--- Start of Recorded data ---
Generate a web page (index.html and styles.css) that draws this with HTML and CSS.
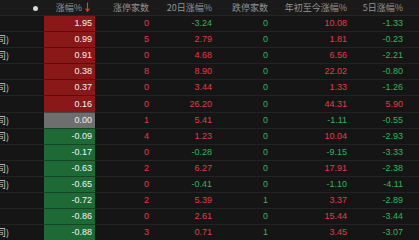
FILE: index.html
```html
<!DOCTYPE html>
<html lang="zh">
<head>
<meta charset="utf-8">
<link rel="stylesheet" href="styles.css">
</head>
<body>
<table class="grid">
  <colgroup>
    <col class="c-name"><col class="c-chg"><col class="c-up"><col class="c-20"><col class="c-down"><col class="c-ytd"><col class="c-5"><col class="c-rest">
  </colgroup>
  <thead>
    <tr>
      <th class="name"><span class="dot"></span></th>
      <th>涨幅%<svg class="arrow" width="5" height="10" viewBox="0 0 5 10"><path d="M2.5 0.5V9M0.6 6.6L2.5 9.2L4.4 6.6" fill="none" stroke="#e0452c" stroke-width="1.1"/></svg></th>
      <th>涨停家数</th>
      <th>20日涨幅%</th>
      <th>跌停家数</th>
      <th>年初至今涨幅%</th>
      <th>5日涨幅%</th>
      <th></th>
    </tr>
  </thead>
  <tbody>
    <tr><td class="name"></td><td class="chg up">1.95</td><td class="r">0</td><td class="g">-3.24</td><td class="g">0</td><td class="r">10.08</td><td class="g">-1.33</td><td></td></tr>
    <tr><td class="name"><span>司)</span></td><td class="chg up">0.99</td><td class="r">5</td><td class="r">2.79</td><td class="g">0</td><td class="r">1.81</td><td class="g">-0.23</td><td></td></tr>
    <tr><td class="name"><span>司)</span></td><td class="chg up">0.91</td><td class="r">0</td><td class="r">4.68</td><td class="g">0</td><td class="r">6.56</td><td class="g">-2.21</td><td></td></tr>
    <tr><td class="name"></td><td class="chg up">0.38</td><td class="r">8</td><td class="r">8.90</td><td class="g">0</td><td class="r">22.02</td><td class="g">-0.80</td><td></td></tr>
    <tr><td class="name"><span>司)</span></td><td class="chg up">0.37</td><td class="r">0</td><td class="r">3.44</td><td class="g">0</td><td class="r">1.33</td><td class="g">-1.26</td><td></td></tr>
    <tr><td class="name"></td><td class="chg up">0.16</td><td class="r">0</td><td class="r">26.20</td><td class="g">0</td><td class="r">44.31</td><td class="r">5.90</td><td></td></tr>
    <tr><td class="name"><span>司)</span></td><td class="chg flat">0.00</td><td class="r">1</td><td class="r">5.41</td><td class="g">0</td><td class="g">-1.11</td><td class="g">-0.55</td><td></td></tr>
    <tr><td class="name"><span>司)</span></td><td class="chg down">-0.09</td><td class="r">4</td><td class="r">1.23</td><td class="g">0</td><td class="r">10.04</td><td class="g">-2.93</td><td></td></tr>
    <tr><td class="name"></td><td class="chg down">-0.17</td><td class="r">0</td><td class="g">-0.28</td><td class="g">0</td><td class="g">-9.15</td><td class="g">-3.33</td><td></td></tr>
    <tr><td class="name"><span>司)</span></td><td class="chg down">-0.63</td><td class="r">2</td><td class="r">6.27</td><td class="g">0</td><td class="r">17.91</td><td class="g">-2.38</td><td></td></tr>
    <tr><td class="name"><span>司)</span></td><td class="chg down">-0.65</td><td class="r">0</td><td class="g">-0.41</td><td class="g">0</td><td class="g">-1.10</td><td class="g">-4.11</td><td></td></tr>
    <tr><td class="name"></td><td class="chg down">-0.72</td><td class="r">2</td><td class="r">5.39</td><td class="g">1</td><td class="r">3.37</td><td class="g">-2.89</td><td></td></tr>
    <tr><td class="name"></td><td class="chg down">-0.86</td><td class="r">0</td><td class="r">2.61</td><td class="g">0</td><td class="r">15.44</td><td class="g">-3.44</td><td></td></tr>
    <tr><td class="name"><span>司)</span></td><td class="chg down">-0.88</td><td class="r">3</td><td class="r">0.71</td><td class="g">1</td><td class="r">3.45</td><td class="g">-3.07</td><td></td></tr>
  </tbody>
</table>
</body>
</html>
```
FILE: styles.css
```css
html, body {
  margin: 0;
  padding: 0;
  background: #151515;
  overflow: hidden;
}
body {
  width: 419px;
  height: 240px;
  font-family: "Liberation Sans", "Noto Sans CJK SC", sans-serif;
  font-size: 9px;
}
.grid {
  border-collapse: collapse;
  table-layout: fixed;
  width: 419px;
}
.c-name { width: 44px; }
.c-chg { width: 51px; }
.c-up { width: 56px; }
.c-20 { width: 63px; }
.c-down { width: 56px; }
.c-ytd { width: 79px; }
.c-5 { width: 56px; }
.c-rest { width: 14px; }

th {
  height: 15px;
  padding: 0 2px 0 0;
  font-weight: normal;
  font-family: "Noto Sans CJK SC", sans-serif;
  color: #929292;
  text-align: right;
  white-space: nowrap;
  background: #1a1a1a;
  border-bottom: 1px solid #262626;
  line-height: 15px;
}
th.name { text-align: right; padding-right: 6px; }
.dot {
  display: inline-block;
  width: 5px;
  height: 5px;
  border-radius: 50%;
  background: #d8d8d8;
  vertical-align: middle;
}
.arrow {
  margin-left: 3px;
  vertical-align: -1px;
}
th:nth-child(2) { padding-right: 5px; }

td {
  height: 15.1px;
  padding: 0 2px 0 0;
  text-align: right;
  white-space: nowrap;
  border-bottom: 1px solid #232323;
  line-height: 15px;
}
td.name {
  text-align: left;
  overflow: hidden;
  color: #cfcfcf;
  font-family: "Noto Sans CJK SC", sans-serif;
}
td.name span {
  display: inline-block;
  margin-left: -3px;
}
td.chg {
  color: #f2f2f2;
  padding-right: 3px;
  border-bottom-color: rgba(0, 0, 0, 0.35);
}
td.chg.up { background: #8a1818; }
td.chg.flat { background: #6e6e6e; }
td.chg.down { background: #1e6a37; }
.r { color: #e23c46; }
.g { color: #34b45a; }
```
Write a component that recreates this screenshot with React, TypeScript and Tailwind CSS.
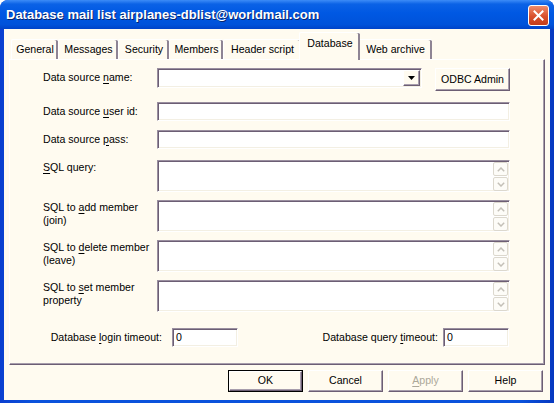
--- End of Recorded data ---
Task to carry out: Exclude all images and restate the records above word for word.

Result for this exercise:
Generate a web page (index.html and styles.css) that draws this with HTML and CSS.
FILE: index.html
```html
<!DOCTYPE html>
<html lang="zh">
<head>
<meta charset="utf-8">
<link rel="stylesheet" href="styles.css">
</head>
<body>
<table class="grid">
  <colgroup>
    <col class="c-name"><col class="c-chg"><col class="c-up"><col class="c-20"><col class="c-down"><col class="c-ytd"><col class="c-5"><col class="c-rest">
  </colgroup>
  <thead>
    <tr>
      <th class="name"><span class="dot"></span></th>
      <th>涨幅%<svg class="arrow" width="5" height="10" viewBox="0 0 5 10"><path d="M2.5 0.5V9M0.6 6.6L2.5 9.2L4.4 6.6" fill="none" stroke="#e0452c" stroke-width="1.1"/></svg></th>
      <th>涨停家数</th>
      <th>20日涨幅%</th>
      <th>跌停家数</th>
      <th>年初至今涨幅%</th>
      <th>5日涨幅%</th>
      <th></th>
    </tr>
  </thead>
  <tbody>
    <tr><td class="name"></td><td class="chg up">1.95</td><td class="r">0</td><td class="g">-3.24</td><td class="g">0</td><td class="r">10.08</td><td class="g">-1.33</td><td></td></tr>
    <tr><td class="name"><span>司)</span></td><td class="chg up">0.99</td><td class="r">5</td><td class="r">2.79</td><td class="g">0</td><td class="r">1.81</td><td class="g">-0.23</td><td></td></tr>
    <tr><td class="name"><span>司)</span></td><td class="chg up">0.91</td><td class="r">0</td><td class="r">4.68</td><td class="g">0</td><td class="r">6.56</td><td class="g">-2.21</td><td></td></tr>
    <tr><td class="name"></td><td class="chg up">0.38</td><td class="r">8</td><td class="r">8.90</td><td class="g">0</td><td class="r">22.02</td><td class="g">-0.80</td><td></td></tr>
    <tr><td class="name"><span>司)</span></td><td class="chg up">0.37</td><td class="r">0</td><td class="r">3.44</td><td class="g">0</td><td class="r">1.33</td><td class="g">-1.26</td><td></td></tr>
    <tr><td class="name"></td><td class="chg up">0.16</td><td class="r">0</td><td class="r">26.20</td><td class="g">0</td><td class="r">44.31</td><td class="r">5.90</td><td></td></tr>
    <tr><td class="name"><span>司)</span></td><td class="chg flat">0.00</td><td class="r">1</td><td class="r">5.41</td><td class="g">0</td><td class="g">-1.11</td><td class="g">-0.55</td><td></td></tr>
    <tr><td class="name"><span>司)</span></td><td class="chg down">-0.09</td><td class="r">4</td><td class="r">1.23</td><td class="g">0</td><td class="r">10.04</td><td class="g">-2.93</td><td></td></tr>
    <tr><td class="name"></td><td class="chg down">-0.17</td><td class="r">0</td><td class="g">-0.28</td><td class="g">0</td><td class="g">-9.15</td><td class="g">-3.33</td><td></td></tr>
    <tr><td class="name"><span>司)</span></td><td class="chg down">-0.63</td><td class="r">2</td><td class="r">6.27</td><td class="g">0</td><td class="r">17.91</td><td class="g">-2.38</td><td></td></tr>
    <tr><td class="name"><span>司)</span></td><td class="chg down">-0.65</td><td class="r">0</td><td class="g">-0.41</td><td class="g">0</td><td class="g">-1.10</td><td class="g">-4.11</td><td></td></tr>
    <tr><td class="name"></td><td class="chg down">-0.72</td><td class="r">2</td><td class="r">5.39</td><td class="g">1</td><td class="r">3.37</td><td class="g">-2.89</td><td></td></tr>
    <tr><td class="name"></td><td class="chg down">-0.86</td><td class="r">0</td><td class="r">2.61</td><td class="g">0</td><td class="r">15.44</td><td class="g">-3.44</td><td></td></tr>
    <tr><td class="name"><span>司)</span></td><td class="chg down">-0.88</td><td class="r">3</td><td class="r">0.71</td><td class="g">1</td><td class="r">3.45</td><td class="g">-3.07</td><td></td></tr>
  </tbody>
</table>
</body>
</html>
```
FILE: styles.css
```css
html, body {
  margin: 0;
  padding: 0;
  background: #151515;
  overflow: hidden;
}
body {
  width: 419px;
  height: 240px;
  font-family: "Liberation Sans", "Noto Sans CJK SC", sans-serif;
  font-size: 9px;
}
.grid {
  border-collapse: collapse;
  table-layout: fixed;
  width: 419px;
}
.c-name { width: 44px; }
.c-chg { width: 51px; }
.c-up { width: 56px; }
.c-20 { width: 63px; }
.c-down { width: 56px; }
.c-ytd { width: 79px; }
.c-5 { width: 56px; }
.c-rest { width: 14px; }

th {
  height: 15px;
  padding: 0 2px 0 0;
  font-weight: normal;
  font-family: "Noto Sans CJK SC", sans-serif;
  color: #929292;
  text-align: right;
  white-space: nowrap;
  background: #1a1a1a;
  border-bottom: 1px solid #262626;
  line-height: 15px;
}
th.name { text-align: right; padding-right: 6px; }
.dot {
  display: inline-block;
  width: 5px;
  height: 5px;
  border-radius: 50%;
  background: #d8d8d8;
  vertical-align: middle;
}
.arrow {
  margin-left: 3px;
  vertical-align: -1px;
}
th:nth-child(2) { padding-right: 5px; }

td {
  height: 15.1px;
  padding: 0 2px 0 0;
  text-align: right;
  white-space: nowrap;
  border-bottom: 1px solid #232323;
  line-height: 15px;
}
td.name {
  text-align: left;
  overflow: hidden;
  color: #cfcfcf;
  font-family: "Noto Sans CJK SC", sans-serif;
}
td.name span {
  display: inline-block;
  margin-left: -3px;
}
td.chg {
  color: #f2f2f2;
  padding-right: 3px;
  border-bottom-color: rgba(0, 0, 0, 0.35);
}
td.chg.up { background: #8a1818; }
td.chg.flat { background: #6e6e6e; }
td.chg.down { background: #1e6a37; }
.r { color: #e23c46; }
.g { color: #34b45a; }
```
Write a component that recreates this screenshot with React, TypeScript and Tailwind CSS.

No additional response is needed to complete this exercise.